● **Job**: Show every line of the records below that contains the word "drawn".

● **Data extract**:
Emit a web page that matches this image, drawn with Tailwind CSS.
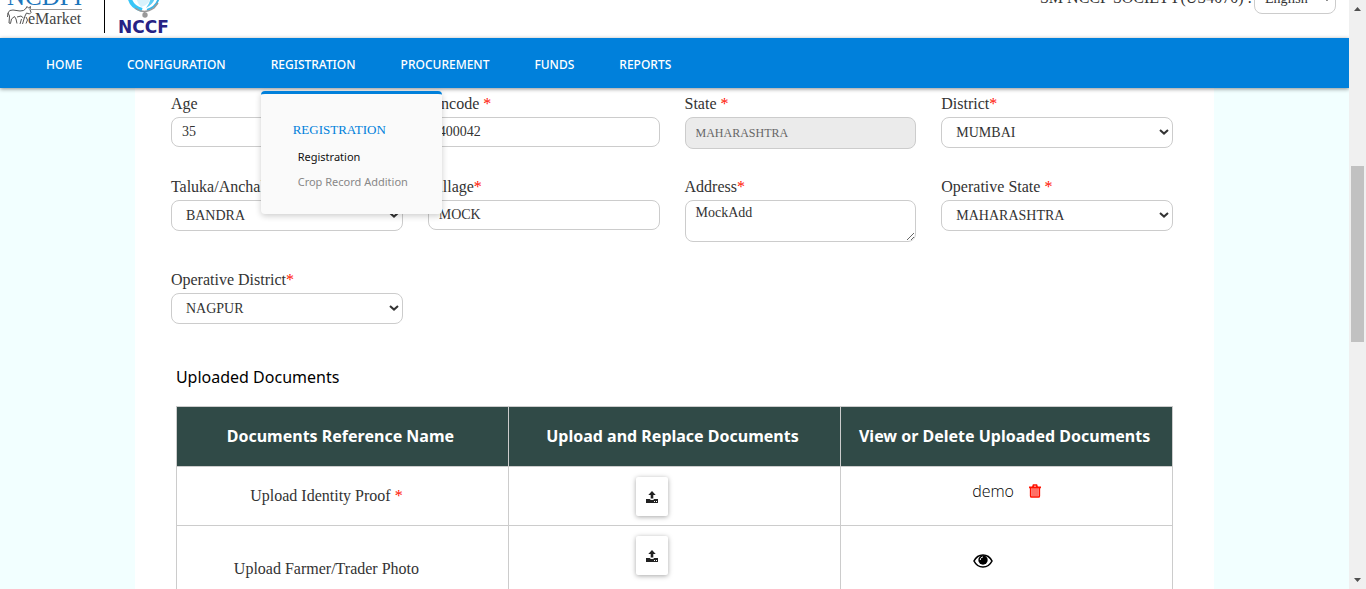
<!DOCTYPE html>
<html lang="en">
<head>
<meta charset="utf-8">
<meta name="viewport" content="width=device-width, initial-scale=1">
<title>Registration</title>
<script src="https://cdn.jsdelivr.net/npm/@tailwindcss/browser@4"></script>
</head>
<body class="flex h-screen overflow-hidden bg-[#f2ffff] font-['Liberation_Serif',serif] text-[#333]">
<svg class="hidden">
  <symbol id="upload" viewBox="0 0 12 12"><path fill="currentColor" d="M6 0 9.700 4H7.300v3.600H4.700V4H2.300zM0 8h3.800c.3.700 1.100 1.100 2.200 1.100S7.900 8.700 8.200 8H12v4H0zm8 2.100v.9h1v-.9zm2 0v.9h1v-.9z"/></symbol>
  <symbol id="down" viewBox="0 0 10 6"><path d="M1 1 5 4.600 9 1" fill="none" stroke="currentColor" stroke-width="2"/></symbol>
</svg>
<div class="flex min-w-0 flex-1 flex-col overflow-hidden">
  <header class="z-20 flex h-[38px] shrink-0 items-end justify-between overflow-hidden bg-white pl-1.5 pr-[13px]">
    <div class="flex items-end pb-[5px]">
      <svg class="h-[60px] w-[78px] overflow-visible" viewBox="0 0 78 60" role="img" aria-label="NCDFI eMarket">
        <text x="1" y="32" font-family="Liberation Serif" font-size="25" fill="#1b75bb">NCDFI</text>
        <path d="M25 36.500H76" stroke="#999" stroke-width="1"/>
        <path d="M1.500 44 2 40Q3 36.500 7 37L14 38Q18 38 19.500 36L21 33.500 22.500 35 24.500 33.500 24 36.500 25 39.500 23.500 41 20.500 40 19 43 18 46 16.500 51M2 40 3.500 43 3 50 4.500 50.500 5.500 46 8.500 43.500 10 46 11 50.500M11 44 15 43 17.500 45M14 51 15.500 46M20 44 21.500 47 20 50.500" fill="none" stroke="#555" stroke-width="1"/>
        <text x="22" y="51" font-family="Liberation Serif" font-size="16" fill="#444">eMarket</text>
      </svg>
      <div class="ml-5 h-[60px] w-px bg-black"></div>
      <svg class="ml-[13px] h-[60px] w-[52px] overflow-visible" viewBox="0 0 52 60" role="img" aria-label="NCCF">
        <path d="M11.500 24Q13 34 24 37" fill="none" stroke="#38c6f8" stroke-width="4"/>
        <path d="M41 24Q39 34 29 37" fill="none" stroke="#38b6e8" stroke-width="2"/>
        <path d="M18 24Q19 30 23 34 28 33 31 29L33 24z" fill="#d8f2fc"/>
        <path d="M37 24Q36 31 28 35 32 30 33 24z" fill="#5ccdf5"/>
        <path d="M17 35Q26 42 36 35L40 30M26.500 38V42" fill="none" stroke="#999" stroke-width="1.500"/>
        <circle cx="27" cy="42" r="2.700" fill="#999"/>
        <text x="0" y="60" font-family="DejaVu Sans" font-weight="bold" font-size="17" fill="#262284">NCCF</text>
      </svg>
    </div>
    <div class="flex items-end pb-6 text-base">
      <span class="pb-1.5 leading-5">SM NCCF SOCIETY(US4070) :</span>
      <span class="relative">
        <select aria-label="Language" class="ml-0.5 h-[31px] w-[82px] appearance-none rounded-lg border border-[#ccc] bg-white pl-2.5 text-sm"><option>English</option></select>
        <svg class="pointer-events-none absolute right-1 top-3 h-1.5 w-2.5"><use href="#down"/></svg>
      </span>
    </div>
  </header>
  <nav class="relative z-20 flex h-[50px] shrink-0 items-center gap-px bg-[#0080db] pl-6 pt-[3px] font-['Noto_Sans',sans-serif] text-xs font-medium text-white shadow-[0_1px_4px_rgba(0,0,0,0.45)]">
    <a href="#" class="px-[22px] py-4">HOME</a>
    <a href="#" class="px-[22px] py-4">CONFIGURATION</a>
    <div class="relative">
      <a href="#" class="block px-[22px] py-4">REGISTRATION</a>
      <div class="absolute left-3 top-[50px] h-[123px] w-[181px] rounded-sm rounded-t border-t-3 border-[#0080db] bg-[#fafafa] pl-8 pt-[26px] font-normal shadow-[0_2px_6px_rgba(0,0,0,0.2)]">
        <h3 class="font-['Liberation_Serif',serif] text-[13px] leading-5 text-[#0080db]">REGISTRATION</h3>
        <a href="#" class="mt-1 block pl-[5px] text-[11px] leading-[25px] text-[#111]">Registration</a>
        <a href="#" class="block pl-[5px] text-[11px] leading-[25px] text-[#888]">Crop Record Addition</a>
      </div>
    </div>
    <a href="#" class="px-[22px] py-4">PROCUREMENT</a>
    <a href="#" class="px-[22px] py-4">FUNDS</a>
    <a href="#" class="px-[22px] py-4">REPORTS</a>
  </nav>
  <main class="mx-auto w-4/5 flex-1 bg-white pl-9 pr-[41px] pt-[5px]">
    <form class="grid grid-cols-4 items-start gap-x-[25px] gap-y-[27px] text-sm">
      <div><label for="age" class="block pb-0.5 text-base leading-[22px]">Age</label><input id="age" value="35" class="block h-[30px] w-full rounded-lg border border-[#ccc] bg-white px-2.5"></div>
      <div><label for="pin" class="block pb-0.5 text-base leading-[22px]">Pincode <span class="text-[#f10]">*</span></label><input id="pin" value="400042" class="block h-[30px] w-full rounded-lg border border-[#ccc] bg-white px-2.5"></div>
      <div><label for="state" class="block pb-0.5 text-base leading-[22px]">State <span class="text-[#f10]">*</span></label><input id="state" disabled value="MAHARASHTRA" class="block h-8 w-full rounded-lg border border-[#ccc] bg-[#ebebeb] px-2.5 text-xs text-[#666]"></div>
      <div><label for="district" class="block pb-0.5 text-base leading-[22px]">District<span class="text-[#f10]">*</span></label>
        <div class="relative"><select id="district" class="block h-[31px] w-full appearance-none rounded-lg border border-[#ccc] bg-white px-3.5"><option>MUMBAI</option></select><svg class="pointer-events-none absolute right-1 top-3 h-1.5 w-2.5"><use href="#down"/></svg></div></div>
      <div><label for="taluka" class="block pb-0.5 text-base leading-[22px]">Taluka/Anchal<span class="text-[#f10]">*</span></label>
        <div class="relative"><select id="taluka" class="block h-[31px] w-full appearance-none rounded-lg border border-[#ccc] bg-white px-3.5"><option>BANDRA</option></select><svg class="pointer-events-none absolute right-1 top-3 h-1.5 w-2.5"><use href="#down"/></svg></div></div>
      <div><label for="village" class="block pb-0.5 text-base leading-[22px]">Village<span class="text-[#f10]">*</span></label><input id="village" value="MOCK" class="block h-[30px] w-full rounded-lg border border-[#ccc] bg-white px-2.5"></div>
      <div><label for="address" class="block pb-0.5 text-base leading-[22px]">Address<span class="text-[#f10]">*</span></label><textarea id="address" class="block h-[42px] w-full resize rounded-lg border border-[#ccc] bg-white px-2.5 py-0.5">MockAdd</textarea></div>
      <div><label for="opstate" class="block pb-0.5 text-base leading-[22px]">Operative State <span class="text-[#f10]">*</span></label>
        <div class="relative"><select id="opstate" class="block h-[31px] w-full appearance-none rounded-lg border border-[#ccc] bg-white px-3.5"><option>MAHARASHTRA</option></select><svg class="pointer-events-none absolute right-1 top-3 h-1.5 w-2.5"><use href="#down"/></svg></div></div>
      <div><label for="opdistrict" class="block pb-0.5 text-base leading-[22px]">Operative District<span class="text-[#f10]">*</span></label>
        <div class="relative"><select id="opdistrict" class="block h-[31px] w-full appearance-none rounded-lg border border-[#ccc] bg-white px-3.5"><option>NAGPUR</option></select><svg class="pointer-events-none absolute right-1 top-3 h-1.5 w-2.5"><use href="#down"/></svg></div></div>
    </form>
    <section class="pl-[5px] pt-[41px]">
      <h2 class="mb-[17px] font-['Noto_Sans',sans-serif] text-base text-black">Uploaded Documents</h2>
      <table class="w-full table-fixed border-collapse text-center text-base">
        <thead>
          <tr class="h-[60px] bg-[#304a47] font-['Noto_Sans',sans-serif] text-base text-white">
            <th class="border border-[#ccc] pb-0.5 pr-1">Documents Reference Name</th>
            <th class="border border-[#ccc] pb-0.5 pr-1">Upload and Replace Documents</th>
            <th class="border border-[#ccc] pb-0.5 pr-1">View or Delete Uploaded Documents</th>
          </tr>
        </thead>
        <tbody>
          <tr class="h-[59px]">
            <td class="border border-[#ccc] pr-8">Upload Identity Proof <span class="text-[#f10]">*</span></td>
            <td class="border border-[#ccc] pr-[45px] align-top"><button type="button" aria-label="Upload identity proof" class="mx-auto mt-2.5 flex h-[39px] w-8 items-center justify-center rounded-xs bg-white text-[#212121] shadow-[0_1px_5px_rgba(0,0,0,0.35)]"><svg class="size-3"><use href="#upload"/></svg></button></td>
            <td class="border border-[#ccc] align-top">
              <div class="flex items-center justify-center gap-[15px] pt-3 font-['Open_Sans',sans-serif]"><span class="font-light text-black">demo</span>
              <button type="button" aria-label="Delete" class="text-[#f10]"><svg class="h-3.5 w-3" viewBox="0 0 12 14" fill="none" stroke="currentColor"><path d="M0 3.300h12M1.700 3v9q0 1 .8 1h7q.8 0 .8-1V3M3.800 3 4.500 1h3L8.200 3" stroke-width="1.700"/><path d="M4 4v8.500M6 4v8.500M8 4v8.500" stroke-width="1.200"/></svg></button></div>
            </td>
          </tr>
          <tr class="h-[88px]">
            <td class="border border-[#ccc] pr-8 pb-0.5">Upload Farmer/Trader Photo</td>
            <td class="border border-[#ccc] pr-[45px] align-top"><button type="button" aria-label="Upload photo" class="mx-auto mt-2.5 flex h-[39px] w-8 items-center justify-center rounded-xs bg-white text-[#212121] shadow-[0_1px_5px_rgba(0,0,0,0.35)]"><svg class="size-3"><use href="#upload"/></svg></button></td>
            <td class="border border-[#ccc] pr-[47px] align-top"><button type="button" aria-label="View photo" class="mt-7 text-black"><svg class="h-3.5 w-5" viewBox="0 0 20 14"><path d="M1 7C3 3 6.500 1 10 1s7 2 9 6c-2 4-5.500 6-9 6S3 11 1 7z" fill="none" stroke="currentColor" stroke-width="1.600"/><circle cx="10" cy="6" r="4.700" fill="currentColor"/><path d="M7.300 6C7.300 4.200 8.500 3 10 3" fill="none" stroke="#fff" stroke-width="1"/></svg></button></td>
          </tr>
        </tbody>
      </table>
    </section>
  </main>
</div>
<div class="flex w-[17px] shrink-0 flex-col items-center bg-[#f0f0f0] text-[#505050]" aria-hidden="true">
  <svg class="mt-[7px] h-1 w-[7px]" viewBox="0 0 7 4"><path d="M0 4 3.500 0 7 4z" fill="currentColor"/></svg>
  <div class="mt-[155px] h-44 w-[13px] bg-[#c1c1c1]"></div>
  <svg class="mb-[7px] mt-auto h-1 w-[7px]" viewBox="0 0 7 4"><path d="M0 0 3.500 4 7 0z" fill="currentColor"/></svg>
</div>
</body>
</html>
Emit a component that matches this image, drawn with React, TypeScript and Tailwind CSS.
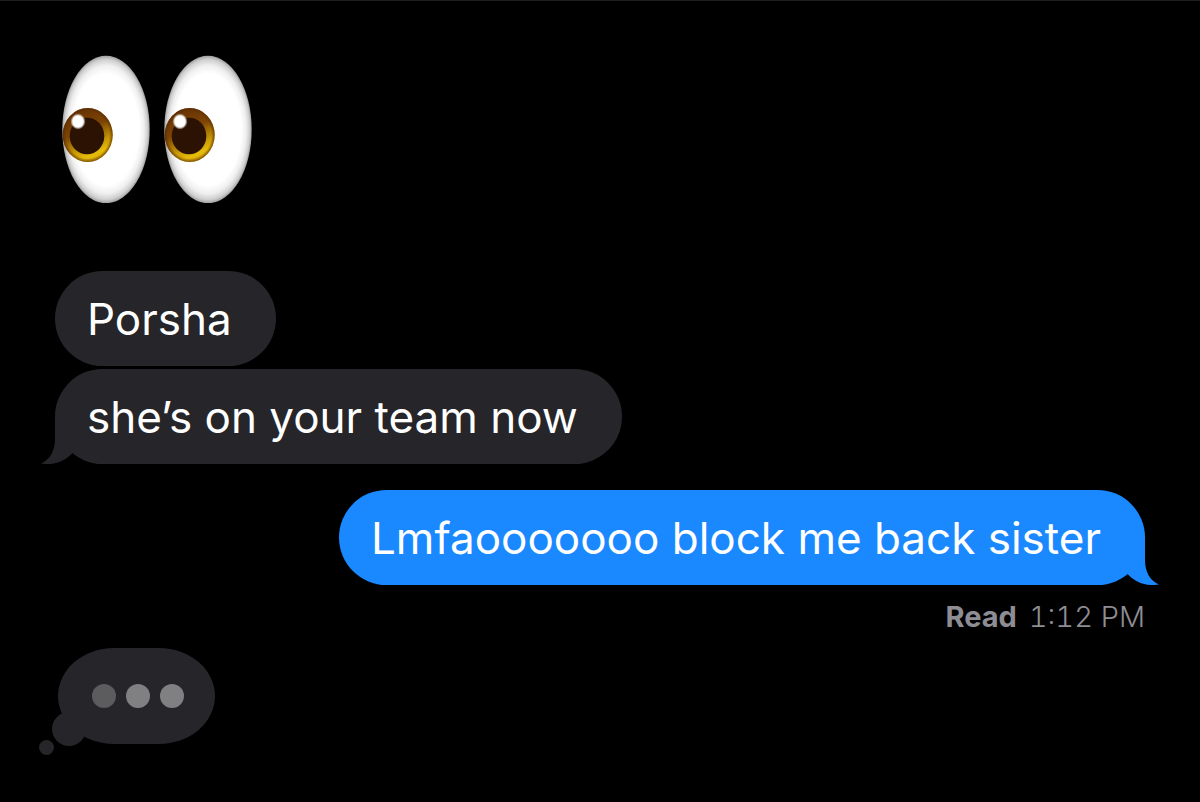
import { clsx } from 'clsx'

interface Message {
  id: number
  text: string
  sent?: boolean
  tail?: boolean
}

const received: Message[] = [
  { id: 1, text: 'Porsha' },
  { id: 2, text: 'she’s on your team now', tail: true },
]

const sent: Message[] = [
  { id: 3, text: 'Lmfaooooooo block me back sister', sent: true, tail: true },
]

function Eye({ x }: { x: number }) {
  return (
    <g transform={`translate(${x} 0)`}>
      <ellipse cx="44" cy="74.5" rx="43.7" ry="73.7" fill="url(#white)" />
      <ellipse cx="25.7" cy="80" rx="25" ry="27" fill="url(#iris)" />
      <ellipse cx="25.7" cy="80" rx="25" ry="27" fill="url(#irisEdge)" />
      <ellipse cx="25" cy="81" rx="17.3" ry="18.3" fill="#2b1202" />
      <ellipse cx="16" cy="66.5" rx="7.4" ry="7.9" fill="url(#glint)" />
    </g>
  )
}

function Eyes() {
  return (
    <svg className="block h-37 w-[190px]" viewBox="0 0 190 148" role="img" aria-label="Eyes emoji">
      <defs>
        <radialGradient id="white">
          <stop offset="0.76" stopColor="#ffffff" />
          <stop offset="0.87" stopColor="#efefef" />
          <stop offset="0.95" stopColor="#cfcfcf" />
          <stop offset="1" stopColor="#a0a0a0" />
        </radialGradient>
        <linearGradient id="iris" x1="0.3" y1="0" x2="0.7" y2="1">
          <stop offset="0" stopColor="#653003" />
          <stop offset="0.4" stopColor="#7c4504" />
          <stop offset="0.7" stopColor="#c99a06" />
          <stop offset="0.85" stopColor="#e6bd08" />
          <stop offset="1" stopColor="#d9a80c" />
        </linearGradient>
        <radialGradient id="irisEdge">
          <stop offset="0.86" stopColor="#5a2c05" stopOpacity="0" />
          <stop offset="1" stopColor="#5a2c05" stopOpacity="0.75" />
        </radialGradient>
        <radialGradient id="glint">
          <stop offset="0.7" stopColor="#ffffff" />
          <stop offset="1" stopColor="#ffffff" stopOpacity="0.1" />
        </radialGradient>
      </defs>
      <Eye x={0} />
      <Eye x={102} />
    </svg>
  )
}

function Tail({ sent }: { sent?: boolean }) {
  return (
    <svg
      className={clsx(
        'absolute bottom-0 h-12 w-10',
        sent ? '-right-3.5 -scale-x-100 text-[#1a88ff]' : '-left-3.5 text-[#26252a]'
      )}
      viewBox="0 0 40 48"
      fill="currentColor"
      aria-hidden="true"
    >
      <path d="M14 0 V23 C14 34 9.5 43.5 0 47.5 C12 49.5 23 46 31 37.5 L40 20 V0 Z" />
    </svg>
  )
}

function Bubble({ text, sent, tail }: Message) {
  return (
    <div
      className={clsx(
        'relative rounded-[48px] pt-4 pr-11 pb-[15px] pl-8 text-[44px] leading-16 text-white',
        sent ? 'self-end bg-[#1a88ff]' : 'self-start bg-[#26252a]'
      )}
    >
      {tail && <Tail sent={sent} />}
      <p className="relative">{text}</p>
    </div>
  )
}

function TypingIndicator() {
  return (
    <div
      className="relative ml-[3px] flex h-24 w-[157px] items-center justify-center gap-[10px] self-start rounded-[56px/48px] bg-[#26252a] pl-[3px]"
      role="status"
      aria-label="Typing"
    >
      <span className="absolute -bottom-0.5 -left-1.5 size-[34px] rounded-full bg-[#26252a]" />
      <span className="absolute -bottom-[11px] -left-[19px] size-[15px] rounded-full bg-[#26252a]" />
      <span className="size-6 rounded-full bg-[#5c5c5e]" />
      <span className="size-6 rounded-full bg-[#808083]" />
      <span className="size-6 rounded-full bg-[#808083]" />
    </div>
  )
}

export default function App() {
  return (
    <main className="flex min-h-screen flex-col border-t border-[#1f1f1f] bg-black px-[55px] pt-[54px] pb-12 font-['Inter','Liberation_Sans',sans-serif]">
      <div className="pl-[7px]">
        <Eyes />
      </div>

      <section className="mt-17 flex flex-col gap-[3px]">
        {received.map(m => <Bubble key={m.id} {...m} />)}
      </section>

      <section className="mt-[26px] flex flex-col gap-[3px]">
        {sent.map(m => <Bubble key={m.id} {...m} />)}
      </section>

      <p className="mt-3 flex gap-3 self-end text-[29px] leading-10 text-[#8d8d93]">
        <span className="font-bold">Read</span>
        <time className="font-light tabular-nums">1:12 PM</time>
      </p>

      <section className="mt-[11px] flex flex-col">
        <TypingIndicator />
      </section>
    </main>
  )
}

● **Written reply**:
Emit a web page that matches this image, drawn with Tailwind CSS.
Emit a component that matches this image, drawn with React, TypeScript and Tailwind CSS.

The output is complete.